Es como si estuvieras hablando de grupos de personas, de comunidades.

También hay algunas frases hechas como "tener don de gentes", se dice cuando a alguien se le da bien la gente, que es capaz de tratar con todo tipo de personas.


----------



## jester.

San said:
			
		

> Es como si estuvieras hablando de grupos de personas, de comunidades.



Esto lo aprendí también. Es una pequeña matiz.


----------



## Txiri

Sidd said:
			
		

> The thread was about concordance between gente and amables.
> 
> "Era", "fue", or "es" was just something I added before we had the context.
> 
> To be honest, I don't really like your posting lists that have little to do with the thread, it appears to me as a bit of a show-off.


 
I appreciated very much this post.
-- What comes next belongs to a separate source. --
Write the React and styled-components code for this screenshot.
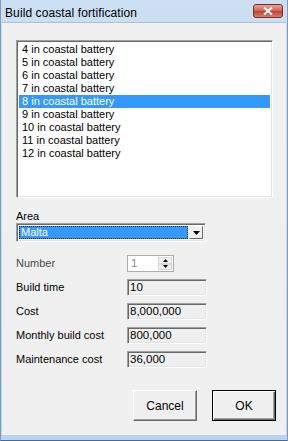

Thank you for saying this.  I would much prefer to read posts that say, "I think, but I´m not sure, that it should be xxxxx"  When people are intermediate learners of the language of the forum, or intermediate learners of the language in which the forum develops, it´s far more welcome (to me) to read comments which acknowledge the speaker´s own incertainties.  That way the reader or the original poster may perceive the level of uncertainty, and react accordingly.

I would also encourage that people who want answers to questions, make their questions as specific as possible, to avoid wasting others´time.  A phrase out of the blue, can mean multiple things, or be made to be understood different things in multiple contexts.  
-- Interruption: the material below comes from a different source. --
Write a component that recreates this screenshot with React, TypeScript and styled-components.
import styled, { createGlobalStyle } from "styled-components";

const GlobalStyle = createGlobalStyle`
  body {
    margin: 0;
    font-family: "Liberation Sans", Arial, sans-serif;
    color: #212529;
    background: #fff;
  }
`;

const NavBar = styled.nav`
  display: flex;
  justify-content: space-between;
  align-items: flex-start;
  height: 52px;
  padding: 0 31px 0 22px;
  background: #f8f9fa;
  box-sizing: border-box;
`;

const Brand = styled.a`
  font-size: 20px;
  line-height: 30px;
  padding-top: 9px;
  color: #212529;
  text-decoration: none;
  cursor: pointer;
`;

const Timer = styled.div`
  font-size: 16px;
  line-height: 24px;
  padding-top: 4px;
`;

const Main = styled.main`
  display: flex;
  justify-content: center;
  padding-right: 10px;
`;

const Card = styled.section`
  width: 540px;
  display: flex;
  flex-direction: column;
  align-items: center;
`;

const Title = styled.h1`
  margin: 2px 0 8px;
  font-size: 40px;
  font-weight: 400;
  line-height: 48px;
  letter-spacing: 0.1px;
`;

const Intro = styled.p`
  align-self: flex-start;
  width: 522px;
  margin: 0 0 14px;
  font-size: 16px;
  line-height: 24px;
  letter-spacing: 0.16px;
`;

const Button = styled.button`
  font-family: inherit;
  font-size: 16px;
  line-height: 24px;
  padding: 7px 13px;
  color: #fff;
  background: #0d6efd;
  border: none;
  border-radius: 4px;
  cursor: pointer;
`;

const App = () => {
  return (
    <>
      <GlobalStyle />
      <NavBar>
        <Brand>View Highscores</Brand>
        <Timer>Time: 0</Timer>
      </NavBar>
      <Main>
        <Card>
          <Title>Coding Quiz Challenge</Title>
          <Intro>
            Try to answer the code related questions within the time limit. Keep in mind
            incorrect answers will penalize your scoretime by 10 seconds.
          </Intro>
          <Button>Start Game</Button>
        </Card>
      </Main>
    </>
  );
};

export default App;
In sum, some better awareness of the forum rules, which are well put-together, would go a long way toward avoiding lots of "red herrings on the trail".  For posters to read other posts before posting, would also be a plus.


----------



## Sidd

Thank you Txiri for writting it down so clearly. 
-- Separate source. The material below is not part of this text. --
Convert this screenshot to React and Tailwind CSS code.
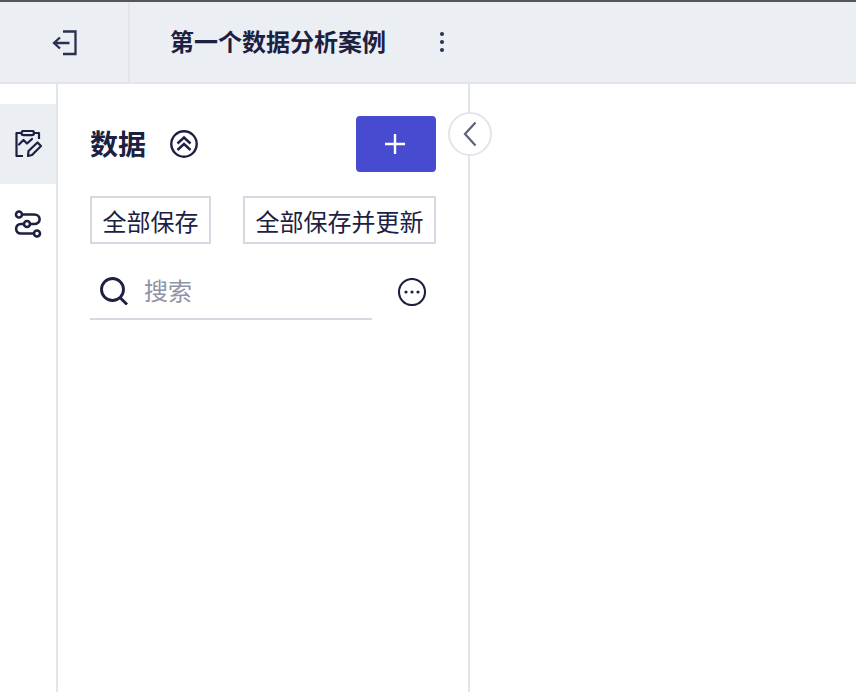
const ink = "#1c2142";

function ExitIcon() {
  return (
    <svg width="28" height="28" viewBox="0 0 28 28" fill="none" stroke="#2b3050" strokeWidth="2.3">
      <path d="M13 3.5H25.5V26H13" />
      <path d="M19.5 15H4M10 9.5L4 15L10 20.5" />
    </svg>
  );
}

function ReportIcon() {
  return (
    <svg width="28" height="28" viewBox="0 0 28 28" fill="none" stroke={ink} strokeWidth="2.2" strokeLinejoin="round" strokeLinecap="round">
      <path d="M7 3H2.5V26H9" strokeLinecap="butt" />
      <path d="M21 3H25V9" strokeLinecap="butt" />
      <rect x="7.5" y="0.8" width="12.5" height="4.4" rx="2.2" />
      <path d="M5 14.5L9.5 10L13 13.5L18 9" />
      <path d="M14 26L14.5 21L23.5 12.5L27 16L18 25Z" />
    </svg>
  );
}

function FlowIcon() {
  return (
    <svg width="28" height="28" viewBox="0 0 28 28" fill="none" stroke={ink} strokeWidth="2.6">
      <circle cx="5" cy="4.5" r="3" />
      <circle cx="13" cy="14" r="3" />
      <circle cx="23" cy="23.5" r="3" />
      <path d="M8 4.5H20C27.5 4.5 27.5 14 20 14H16" />
      <path d="M10 14H7C0.5 14 0.5 23.5 7 23.5H20" />
    </svg>
  );
}

function CollapseIcon() {
  return (
    <svg width="28" height="28" viewBox="0 0 28 28" fill="none" stroke={ink} strokeWidth="2.4">
      <circle cx="14" cy="14" r="12.7" />
      <path d="M7.5 13.5L14 7.5L20.5 13.5M7.5 20L14 14L20.5 20" />
    </svg>
  );
}

function SearchIcon() {
  return (
    <svg width="28" height="28" viewBox="0 0 28 28" fill="none" stroke={ink} strokeWidth="2.9">
      <circle cx="12.5" cy="12.5" r="11" />
      <path d="M20.5 21L27 27.5" />
    </svg>
  );
}

function MoreCircleIcon() {
  return (
    <svg width="28" height="28" viewBox="0 0 28 28" fill="none">
      <circle cx="14" cy="14" r="13" stroke={ink} strokeWidth="2.1" />
      <circle cx="8" cy="14" r="1.6" fill={ink} />
      <circle cx="14" cy="14" r="1.6" fill={ink} />
      <circle cx="20" cy="14" r="1.6" fill={ink} />
    </svg>
  );
}

export default function App() {
  return (
    <div
      className="w-[856px] h-[692px] overflow-hidden bg-white flex flex-col text-[#1c2142]"
      style={{ fontFamily: '"Inter", "Noto Sans CJK SC", sans-serif' }}
    >
      <div className="h-[2px] shrink-0 bg-[#55565a]" />
      <header className="h-[82px] shrink-0 flex bg-[#ebeef3] border-b-2 border-[#e2e5ec]">
        <div className="w-[130px] shrink-0 flex items-center justify-center border-r-2 border-[#e2e5ec]">
          <ExitIcon />
        </div>
        <div className="flex items-center pl-[40px]">
          <h1 className="m-0 pt-[2px] text-2xl font-semibold leading-none w-[216px] tracking-normal">第一个数据分析案例</h1>
          <div className="ml-[54px] flex flex-col gap-[4px]">
            <span className="w-[4px] h-[4px] rounded-full bg-[#2b3050]" />
            <span className="w-[4px] h-[4px] rounded-full bg-[#2b3050]" />
            <span className="w-[4px] h-[4px] rounded-full bg-[#2b3050]" />
          </div>
        </div>
      </header>

      <div className="flex-1 flex min-h-0">
        <nav className="w-[58px] shrink-0 border-r-2 border-[#e2e5ec] pt-5">
          <div className="h-20 bg-[#ebeef3] flex items-center justify-center">
            <ReportIcon />
          </div>
          <div className="h-20 flex items-center justify-center">
            <FlowIcon />
          </div>
        </nav>

        <aside className="relative w-[412px] shrink-0 border-r-2 border-[#e2e5ec] pl-8 pr-8 pt-8">
          <div className="flex items-center h-14">
            <h2 className="m-0 pt-[1px] text-[28px] font-semibold leading-none w-[54px] tracking-normal whitespace-nowrap">数据</h2>
            <span className="ml-[26px] flex"><CollapseIcon /></span>
            <button className="ml-auto w-20 h-14 rounded bg-[#474bcf] flex items-center justify-center">
              <svg className="-ml-[2px]" width="22" height="22" viewBox="0 0 22 22" stroke="#fff" strokeWidth="2.4">
                <path d="M11 1V21M1 11H21" />
              </svg>
            </button>
          </div>

          <div className="flex justify-between mt-6">
            <button className="h-12 w-[121px] border-2 border-[#d6d9e1] pt-[5px] text-2xl leading-none tracking-normal">全部保存</button>
            <button className="h-12 w-[193px] border-2 border-[#d6d9e1] pt-[5px] text-2xl leading-none tracking-normal">全部保存并更新</button>
          </div>

          <div className="flex items-center justify-between mt-5">
            <div className="w-[282px] h-14 flex items-center border-b-2 border-[#d6d9e1] pl-[10px]">
              <SearchIcon />
              <span className="ml-4 pt-[2px] text-2xl leading-none text-[#8f93a4]">搜索</span>
            </div>
            <span className="flex mr-[10px] -mt-[1px]"><MoreCircleIcon /></span>
          </div>

          <button className="absolute left-[390px] top-[28px] w-11 h-11 rounded-full bg-white border-2 border-[#e2e5ec] flex items-center justify-center">
            <svg width="14" height="26" viewBox="0 0 14 26" fill="none" stroke="#5b6079" strokeWidth="2.2">
              <path d="M12.5 1.5L2 13L12.5 24.5" />
            </svg>
          </button>
        </aside>

        <main className="flex-1 bg-white" />
      </div>
    </div>
  );
}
It's nice to know I'm not the only one feeling like that.


----------



## Txiri

Sidd said:
			
		

> Thank you Txiri for writting it down so clearly.
> 
> It's nice to know I'm not the only one feeling like that.


 
No, you´re not.  The moderators allow free discussion up to a certain point, and I would not advocate censorship at all, but yes, it creates more effort than necessary, the postings of people who just want to "chat" and offer their limited perspectives on things, tangentially related.


----------